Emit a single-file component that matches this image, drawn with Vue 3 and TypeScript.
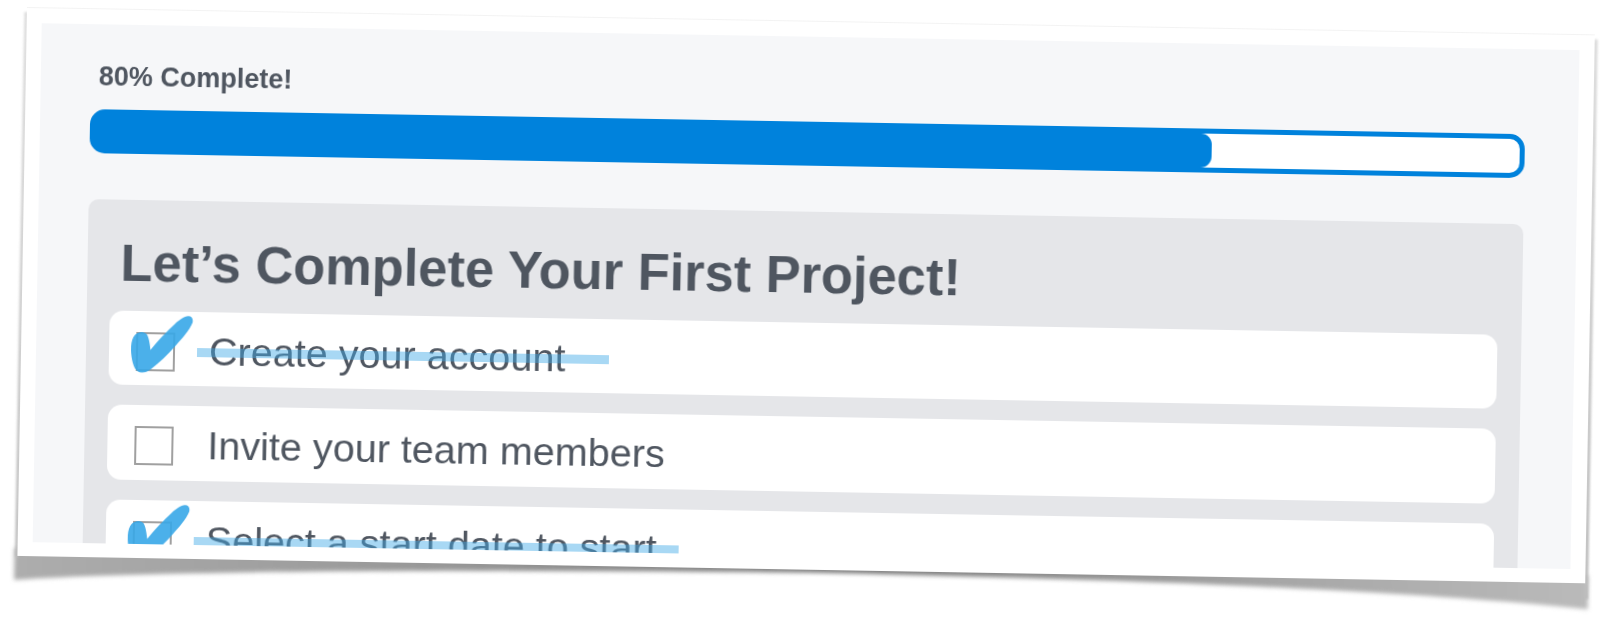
<script setup lang="ts">
interface Task {
  label: string
  done: boolean
  strike: number
}

const progress = 78.4

const tasks: Task[] = [
  { label: 'Create your account', done: true, strike: 412 },
  { label: 'Invite your team members', done: false, strike: 0 },
  { label: 'Select a start date to start', done: true, strike: 485 },
]
</script>

<template>
  <div class="stage">
    <div class="sheet">
      <svg class="shadow" width="1600" height="600" viewBox="-16 -8 1600 600" aria-hidden="true">
        <defs>
          <linearGradient id="under" x1="0" x2="1" y1="0" y2="0">
            <stop offset="0" stop-color="#adadad" />
            <stop offset="0.3" stop-color="#959595" />
            <stop offset="0.55" stop-color="#7b7b7b" />
            <stop offset="0.8" stop-color="#a6a6a6" />
            <stop offset="1" stop-color="#bababa" />
          </linearGradient>
          <linearGradient id="side" x1="0" x2="0" y1="0" y2="1">
            <stop offset="0" stop-color="#dcdcdc" />
            <stop offset="1" stop-color="#bcbcbc" />
          </linearGradient>
          <filter id="soft" x="-5%" y="-30%" width="110%" height="160%">
            <feGaussianBlur stdDeviation="2.2" />
          </filter>
          <filter id="edge" x="-200%" y="-5%" width="500%" height="110%">
            <feGaussianBlur stdDeviation="0.9" />
          </filter>
        </defs>
        <path
          filter="url(#soft)"
          d="M-3 540L-3 572C120 561 420 554 790 551C1150 552 1400 559 1571 574L1571 540Z"
          fill="url(#under)"
        />
        <g filter="url(#edge)">
          <rect x="-2.5" y="4" width="3.5" height="545" fill="url(#side)" />
          <rect x="1567" y="4" width="4" height="560" fill="url(#side)" />
        </g>
        <rect x="0" y="-1" width="1568" height="1.5" fill="#f3f3f3" />
      </svg>
      <div class="paper">
        <section class="panel">
          <p class="percent">80% Complete!</p>
          <div class="track">
            <div class="fill" :style="{ width: progress + '%' }"></div>
          </div>
          <div class="card">
            <h1 class="title">Let’s Complete Your First Project!</h1>
            <ul class="list">
              <li v-for="task in tasks" :key="task.label" class="row">
                <span class="box">
                  <svg
                    v-if="task.done"
                    class="tick"
                    width="62"
                    height="58"
                    viewBox="88 78 191 170"
                    preserveAspectRatio="none"
                    aria-hidden="true"
                  >
                    <path
                      d="M262 79C250 80 236 90 222 102C198 124 168 154 148 180C146 168 144 148 137 136C129 125 112 125 100 136C90 146 87 165 88 182C89 206 96 234 109 243C121 250 137 246 150 236C175 217 202 192 226 165C246 143 267 120 275 100C280 88 273 78 262 79Z"
                    />
                  </svg>
                </span>
                <span class="label">{{ task.label }}</span>
                <span
                  v-if="task.done"
                  class="strike"
                  :style="{ width: task.strike + 'px' }"
                ></span>
              </li>
            </ul>
          </div>
        </section>
      </div>
    </div>
  </div>
</template>

<style scoped>
.stage {
  width: 1614px;
  height: 643px;
  box-sizing: border-box;
  padding: 8px 0 0 27px;
  overflow: hidden;
  background: #fff;
  font-family: "Liberation Sans", Arial, sans-serif;
  color: #4f5660;
}
.sheet {
  position: relative;
  width: 1568px;
  height: 548px;
  transform: rotate(1deg);
  transform-origin: 0 0;
  filter: blur(0.35px);
}
.shadow {
  position: absolute;
  left: -16px;
  top: -8px;
}
.paper {
  position: relative;
  width: 100%;
  height: 100%;
  box-sizing: border-box;
  padding: 15px;
  background: #fff;
}
.panel {
  height: 519px;
  box-sizing: border-box;
  padding: 37px 53px 0 50px;
  background: #f6f7f9;
  overflow: hidden;
  display: flex;
  flex-direction: column;
}
.percent {
  margin: 0 0 18px 8px;
  font-size: 27px;
  line-height: 30px;
  font-weight: 700;
}
.track {
  flex: none;
  height: 44px;
  box-sizing: border-box;
  border: 5px solid #0082dc;
  border-radius: 15px;
  background: linear-gradient(90deg, #0082dc 50%, #fff 50%);
}
.fill {
  height: 100%;
  background: #0082dc;
  border-radius: 0 11px 11px 0;
}
.card {
  flex: none;
  height: 400px;
  margin-top: 45.5px;
  box-sizing: border-box;
  padding: 33px 24px 0 23px;
  background: #e5e6e9;
  border-radius: 10px 10px 0 0;
}
.title {
  margin: 0 0 18px 10px;
  font-size: 52.4px;
  line-height: 60px;
  font-weight: 700;
}
.list {
  margin: 0;
  padding: 0;
  list-style: none;
  display: flex;
  flex-direction: column;
  gap: 20px;
}
.row {
  position: relative;
  height: 74.5px;
  flex: none;
  box-sizing: border-box;
  padding: 21px 0 0 26.5px;
  display: flex;
  align-items: flex-start;
  background: #fff;
  border-radius: 14px;
}
.box {
  position: relative;
  flex: none;
  width: 39px;
  height: 39px;
  box-sizing: border-box;
  border: 2px solid #a0a0a0;
}
.tick {
  position: absolute;
  left: -7px;
  top: -18.5px;
  fill: #38a8e8;
  opacity: 0.9;
}
.label {
  margin: -2px 0 0 34.5px;
  font-size: 39.6px;
  line-height: 40px;
}
.strike {
  position: absolute;
  left: 88px;
  top: 36.5px;
  height: 8.5px;
  background: rgba(66, 171, 232, 0.46);
}
</style>
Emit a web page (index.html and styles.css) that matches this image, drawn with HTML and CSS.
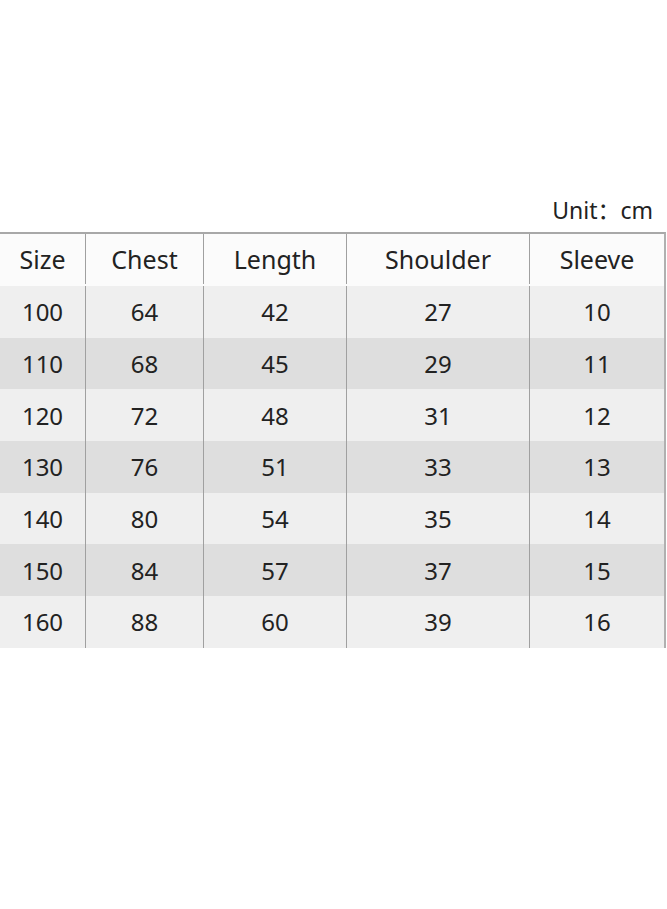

## Your goal
Skipping the pictures, transcribe each line above exactly as it appears.

## Response to this exercise
Emit a single-file component that matches this image, drawn with Vue 3 and TypeScript.
<script setup lang="ts">
interface Task {
  label: string
  done: boolean
  strike: number
}

const progress = 78.4

const tasks: Task[] = [
  { label: 'Create your account', done: true, strike: 412 },
  { label: 'Invite your team members', done: false, strike: 0 },
  { label: 'Select a start date to start', done: true, strike: 485 },
]
</script>

<template>
  <div class="stage">
    <div class="sheet">
      <svg class="shadow" width="1600" height="600" viewBox="-16 -8 1600 600" aria-hidden="true">
        <defs>
          <linearGradient id="under" x1="0" x2="1" y1="0" y2="0">
            <stop offset="0" stop-color="#adadad" />
            <stop offset="0.3" stop-color="#959595" />
            <stop offset="0.55" stop-color="#7b7b7b" />
            <stop offset="0.8" stop-color="#a6a6a6" />
            <stop offset="1" stop-color="#bababa" />
          </linearGradient>
          <linearGradient id="side" x1="0" x2="0" y1="0" y2="1">
            <stop offset="0" stop-color="#dcdcdc" />
            <stop offset="1" stop-color="#bcbcbc" />
          </linearGradient>
          <filter id="soft" x="-5%" y="-30%" width="110%" height="160%">
            <feGaussianBlur stdDeviation="2.2" />
          </filter>
          <filter id="edge" x="-200%" y="-5%" width="500%" height="110%">
            <feGaussianBlur stdDeviation="0.9" />
          </filter>
        </defs>
        <path
          filter="url(#soft)"
          d="M-3 540L-3 572C120 561 420 554 790 551C1150 552 1400 559 1571 574L1571 540Z"
          fill="url(#under)"
        />
        <g filter="url(#edge)">
          <rect x="-2.5" y="4" width="3.5" height="545" fill="url(#side)" />
          <rect x="1567" y="4" width="4" height="560" fill="url(#side)" />
        </g>
        <rect x="0" y="-1" width="1568" height="1.5" fill="#f3f3f3" />
      </svg>
      <div class="paper">
        <section class="panel">
          <p class="percent">80% Complete!</p>
          <div class="track">
            <div class="fill" :style="{ width: progress + '%' }"></div>
          </div>
          <div class="card">
            <h1 class="title">Let’s Complete Your First Project!</h1>
            <ul class="list">
              <li v-for="task in tasks" :key="task.label" class="row">
                <span class="box">
                  <svg
                    v-if="task.done"
                    class="tick"
                    width="62"
                    height="58"
                    viewBox="88 78 191 170"
                    preserveAspectRatio="none"
                    aria-hidden="true"
                  >
                    <path
                      d="M262 79C250 80 236 90 222 102C198 124 168 154 148 180C146 168 144 148 137 136C129 125 112 125 100 136C90 146 87 165 88 182C89 206 96 234 109 243C121 250 137 246 150 236C175 217 202 192 226 165C246 143 267 120 275 100C280 88 273 78 262 79Z"
                    />
                  </svg>
                </span>
                <span class="label">{{ task.label }}</span>
                <span
                  v-if="task.done"
                  class="strike"
                  :style="{ width: task.strike + 'px' }"
                ></span>
              </li>
            </ul>
          </div>
        </section>
      </div>
    </div>
  </div>
</template>

<style scoped>
.stage {
  width: 1614px;
  height: 643px;
  box-sizing: border-box;
  padding: 8px 0 0 27px;
  overflow: hidden;
  background: #fff;
  font-family: "Liberation Sans", Arial, sans-serif;
  color: #4f5660;
}
.sheet {
  position: relative;
  width: 1568px;
  height: 548px;
  transform: rotate(1deg);
  transform-origin: 0 0;
  filter: blur(0.35px);
}
.shadow {
  position: absolute;
  left: -16px;
  top: -8px;
}
.paper {
  position: relative;
  width: 100%;
  height: 100%;
  box-sizing: border-box;
  padding: 15px;
  background: #fff;
}
.panel {
  height: 519px;
  box-sizing: border-box;
  padding: 37px 53px 0 50px;
  background: #f6f7f9;
  overflow: hidden;
  display: flex;
  flex-direction: column;
}
.percent {
  margin: 0 0 18px 8px;
  font-size: 27px;
  line-height: 30px;
  font-weight: 700;
}
.track {
  flex: none;
  height: 44px;
  box-sizing: border-box;
  border: 5px solid #0082dc;
  border-radius: 15px;
  background: linear-gradient(90deg, #0082dc 50%, #fff 50%);
}
.fill {
  height: 100%;
  background: #0082dc;
  border-radius: 0 11px 11px 0;
}
.card {
  flex: none;
  height: 400px;
  margin-top: 45.5px;
  box-sizing: border-box;
  padding: 33px 24px 0 23px;
  background: #e5e6e9;
  border-radius: 10px 10px 0 0;
}
.title {
  margin: 0 0 18px 10px;
  font-size: 52.4px;
  line-height: 60px;
  font-weight: 700;
}
.list {
  margin: 0;
  padding: 0;
  list-style: none;
  display: flex;
  flex-direction: column;
  gap: 20px;
}
.row {
  position: relative;
  height: 74.5px;
  flex: none;
  box-sizing: border-box;
  padding: 21px 0 0 26.5px;
  display: flex;
  align-items: flex-start;
  background: #fff;
  border-radius: 14px;
}
.box {
  position: relative;
  flex: none;
  width: 39px;
  height: 39px;
  box-sizing: border-box;
  border: 2px solid #a0a0a0;
}
.tick {
  position: absolute;
  left: -7px;
  top: -18.5px;
  fill: #38a8e8;
  opacity: 0.9;
}
.label {
  margin: -2px 0 0 34.5px;
  font-size: 39.6px;
  line-height: 40px;
}
.strike {
  position: absolute;
  left: 88px;
  top: 36.5px;
  height: 8.5px;
  background: rgba(66, 171, 232, 0.46);
}
</style>
Emit a web page (index.html and styles.css) that matches this image, drawn with HTML and CSS.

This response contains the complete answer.